A top lawyer at Goldman Sachs and a former White House counsel to Barack Obama announced her resignation Thursday, after emails between her and the late billionaire pedophile Jeffrey Epstein were published by the Department of Justice.
The emails revealed a close relationship between Kathy Ruemmler and Epstein and, in one instance, found her referring to him as an “older brother” and appearing to downplay his sex crimes in others.
Ruemmler confirmed that she would “step down as Chief Legal Officer and General Counsel of Goldman Sachs as of June 30, 2026,“ having previously attempted to distance herself from the correspondence and defiantly refused to resign from a senior legal post she has held since 2020.
While she has more recently called Epstein a “monster,” her relationship with him was markedly different before his arrest for sex crimes and subsequent death by suicide in a New York City jail cell in 2019.
The emails reveal that she once referred to him as “Uncle Jeffrey” and declared that she adored him.
In a statement prior to her resignation, a Goldman spokesperson said Ruemmler “regrets ever knowing” Epstein.
During her time in private practice after leaving the White House in 2014, Ruemmler received several expensive gifts from Epstein, including luxury handbags and a fur coat, the files reveal.
The gifts were given after Epstein had already been convicted of sex crimes in 2008 and was registered as a sex offender.
“So lovely and thoughtful! Thank you to Uncle Jeffrey!!!” she wrote to him in 2018.

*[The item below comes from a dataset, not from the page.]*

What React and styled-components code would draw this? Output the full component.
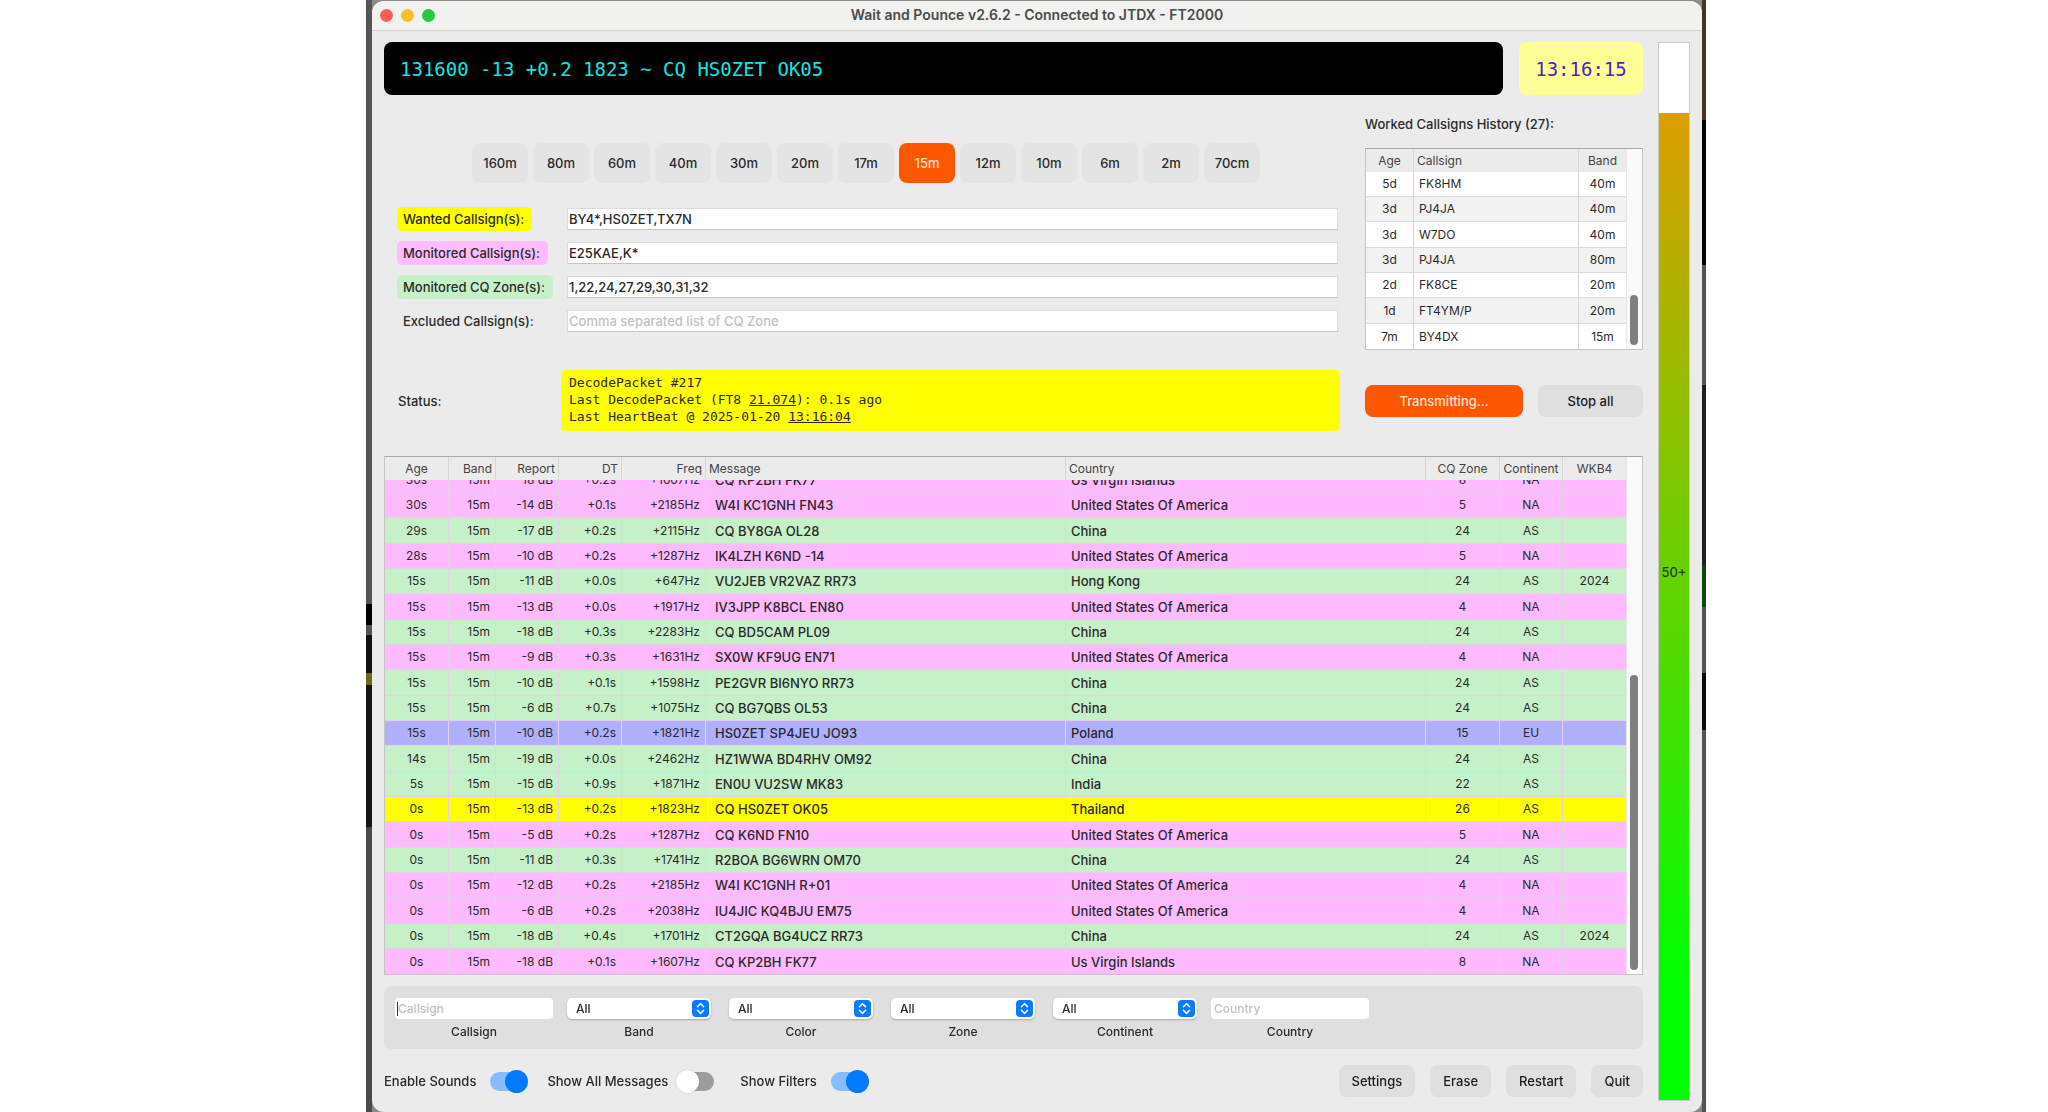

Historically, Wall Street frowns on gift-giving between clients and bankers or lawyers, particularly high-end gifts that could pose a conflict of interest.
Goldman Sachs requires its employees to get pre-approval before receiving or giving gifts from clients, according to the company’s code of conduct, partly in order to not run afoul of anti-bribery laws.
As late as December, Goldman CEO David Solomon described Ruemmler as an “excellent lawyer” and said she had his full faith and backing.
The near-unanimous passage of the Epstein Files Transparency Act last fall set in motion a 30-day deadline for the complete release of the DOJ’s files on Epstein.

But the department published only a small portion of the files on December 19, followed by a second, slightly larger tranche on December 23, and then, five weeks later, a much bigger release, consisting of three million pages of documents, including 2,000 videos and 180,000 images.
Deputy Attorney General Todd Blanche said at a White House press briefing in support of the January 30 release that the approximately 3.5 million files published were all the DOJ could safely make available from the more than six million in its possession without compromising the victims of Epstein’s crimes.
However, many have been left dissatisfied with the handling of the files, and a group of Epstein survivors ran a TV spot during Super Bowl LX, calling for the publication of the remaining documents and telling Attorney General Pam Bondi: “It’s time to tell the truth.”
Bondi subsequently declined to apologize to, or even acknowledge, the survivors during her fiery appearance before the House Judiciary Committee Wednesday.
Ruemmler is far from the only person to have faced the consequences of being named in the Epstein files, with revelations about Andrew Mountbatten-Windsor and former U.K. ambassador to the U.S. Peter Mandelson in particular attracting widespread outrage.